In a significant move to navigate its financial challenges, Spirit Airlines has canceled its commitment to purchase 52 Airbus A320neo family aircraft and declined options for 10 additional jets.

This decision, part of a fleet-optimization settlement with aircraft lessor AerCap, was approved by the U.S. Bankruptcy Court for the Southern District of New York on October 10, 2025.

The agreement comes as Spirit undergoes its second Chapter 11 bankruptcy filing within a year, aiming to streamline operations and emerge as a leaner, more efficient airline.
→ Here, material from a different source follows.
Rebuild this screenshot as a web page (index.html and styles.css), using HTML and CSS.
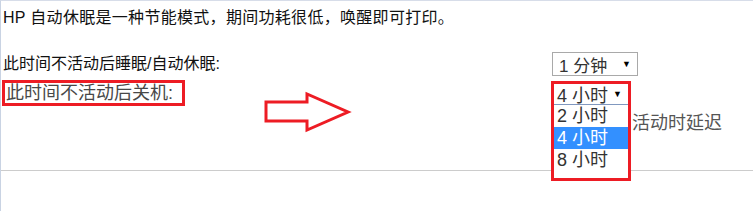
FILE: index.html
```html
<!DOCTYPE html>
<html lang="zh-CN">
<head>
<meta charset="utf-8">
<title>自动休眠</title>
<link rel="stylesheet" href="styles.css">
</head>
<body>
<div class="page">
  <p class="intro">HP 自动休眠是一种节能模式，期间功耗很低，唤醒即可打印。</p>
  <div class="row row1">
    <span class="label">此时间不活动后睡眠/自动休眠:</span>
    <div class="select">
      <span>1 分钟</span><span class="caret">▼</span>
    </div>
  </div>
  <div class="row row2">
    <span class="label boxed">此时间不活动后关机:</span>
    <div class="dd-anchor">
      <div class="dd">
        <div class="dd-sel"><span>4 小时</span><span class="caret">▼</span></div>
        <ul class="dd-list">
          <li>2 小时</li>
          <li class="active">4 小时</li>
          <li>8 小时</li>
        </ul>
      </div>
    </div>
  </div>
  <div class="row row3">
    <span></span>
    <span class="note">活动时延迟</span>
  </div>
  <div class="rule"></div>
  <svg class="arrow" width="96" height="46" viewBox="0 0 96 46">
    <polygon points="7,13 48,13 48,5 89,23 48,41 48,32 7,32" fill="#fff" stroke="#ed1c24" stroke-width="3"/>
  </svg>
</div>
</body>
</html>
```
FILE: styles.css
```css
html, body {
  margin: 0;
  padding: 0;
  background: #fff;
}
.page {
  position: relative;
  box-sizing: border-box;
  width: 753px;
  height: 211px;
  border-left: 1px solid #c9d3e3;
  border-top: 1px solid #d7dde9;
  padding-left: 2px;
  font-family: "Liberation Sans", "Noto Sans CJK SC", sans-serif;
  color: #000;
  overflow: hidden;
}
.intro {
  margin: 0;
  padding-top: 6px;
  font-size: 16px;
  line-height: 22px;
  letter-spacing: 0.3px;
  color: #111;
}
.row {
  display: grid;
  grid-template-columns: 549px 1fr;
  align-items: center;
}
.row1 {
  margin-top: 23px;
  height: 24px;
}
.label {
  font-size: 16px;
  line-height: 22px;
  color: #111;
}
.select {
  box-sizing: border-box;
  width: 86px;
  height: 24px;
  border: 1px solid #a9a9a9;
  padding: 0 6px 0 6px;
  display: flex;
  justify-content: space-between;
  align-items: center;
  font-size: 17px;
  color: #333;
}
.caret {
  font-size: 9px;
  color: #000;
}
.row2 {
  margin-top: 4px;
  height: 26px;
}
.boxed {
  box-sizing: border-box;
  width: 183px;
  height: 26px;
  margin-left: -1px;
  border: 3px solid #ed1c24;
  padding-left: 1px;
  font-size: 18px;
  line-height: 20px;
  color: #484848;
}
.dd-anchor {
  position: relative;
  height: 26px;
}
.dd {
  position: absolute;
  top: 1px;
  left: -1px;
  box-sizing: border-box;
  width: 80px;
  border: 3px solid #ed1c24;
  background: #fff;
  z-index: 2;
}
.dd-sel {
  height: 20px;
  border-bottom: 1px solid #8098bf;
  display: flex;
  justify-content: space-between;
  align-items: center;
  padding: 0 6px 0 3px;
  font-size: 18px;
  color: #333;
}
.dd-list {
  list-style: none;
  margin: 0;
  padding: 0 0 7px 0;
}
.dd-list li {
  height: 22px;
  line-height: 22px;
  padding-left: 3px;
  font-size: 18px;
  color: #333;
}
.dd-list li.active {
  background: #3390ff;
  color: #fff;
}
.row3 {
  margin-top: 4px;
  height: 26px;
}
.note {
  margin-left: 80px;
  font-size: 18px;
  line-height: 26px;
  color: #555;
}
.rule {
  margin-top: 34px;
  margin-left: -2px;
  height: 0;
  border-top: 1px solid #cccccc;
}
.arrow {
  position: absolute;
  left: 258px;
  top: 88px;
}
```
Importance of the Settlement

Spirit’s financial troubles intensified in late August 2025 when AerCap, a major aircraft lessor, terminated lease agreements for 36 undelivered Airbus A320neo jets scheduled for delivery between 2027 and 2028.

AerCap also declared defaults on 37 planes already in Spirit’s fleet, threatening nearly half of the airline’s operational aircraft.

This prompted Spirit to file for bankruptcy to protect its operations and negotiate a resolution. The settlement allows Spirit to relinquish valuable Airbus production slots to AerCap, which can now reallocate the 52 firm orders and 10 optional jets to other customers or its leasing portfolio.

A Spirit Airlines A321neo on climb
Photo: Acroterion, CC BY-SA 4.0, via Wikimedia Commons

Key Terms of the Agreement

Under the deal, Spirit will reject 27 of its 37 existing leases with AerCap, significantly reducing its fleet size from approximately 214 aircraft to about 114—a nearly 50% cut. This aligns with Spirit’s broader strategy to retire older planes and eliminate around 40 unprofitable routes.

In exchange, AerCap will provide Spirit with a $150 million cash infusion to support its restructuring efforts. AerCap also retains $9.7 million in security deposits and can file an unsecured claim of up to $572 million, with recovery amounts to be determined.

Additionally, Spirit has secured up to $475 million in debtor-in-possession financing from existing creditors to maintain liquidity.

To modernize its remaining fleet, Spirit will enter new leases with AerCap for 30 Airbus A320 or A321 aircraft, with deliveries planned between 2027 and 2029. This move ensures Spirit can gradually upgrade its all-Airbus A320-family fleet while focusing on cost efficiency.

A Spirit Airlines Airbus on the taxiway
Photo: Tomás Del Coro from Las Vegas, Nevada, USA, CC BY-SA 2.0, via Wikimedia Commons

Operational and Workforce Impacts

The fleet reduction comes with tough operational changes. Spirit plans to furlough approximately 1,800 flight attendants—about one-third of its cabin crew—starting December 1, 2025. The airline has also terminated 12 airport leases and 19 ground-handling agreements to cut costs further.

These steps reflect Spirit’s commitment to focusing on profitable routes while maintaining its low-cost model, ensuring affordable travel for customers.

Looking Ahead

Spirit’s leadership emphasizes that operations remain stable during the restructuring process. The airline aims to emerge from bankruptcy as a more sustainable carrier, prioritizing efficiency and customer value.

By shedding unprofitable assets and modernizing its fleet, Spirit hopes to strengthen its position in the competitive ultra-low-cost carrier market.

As Spirit navigates this challenging period, its focus on affordability and operational resilience will be key to its recovery.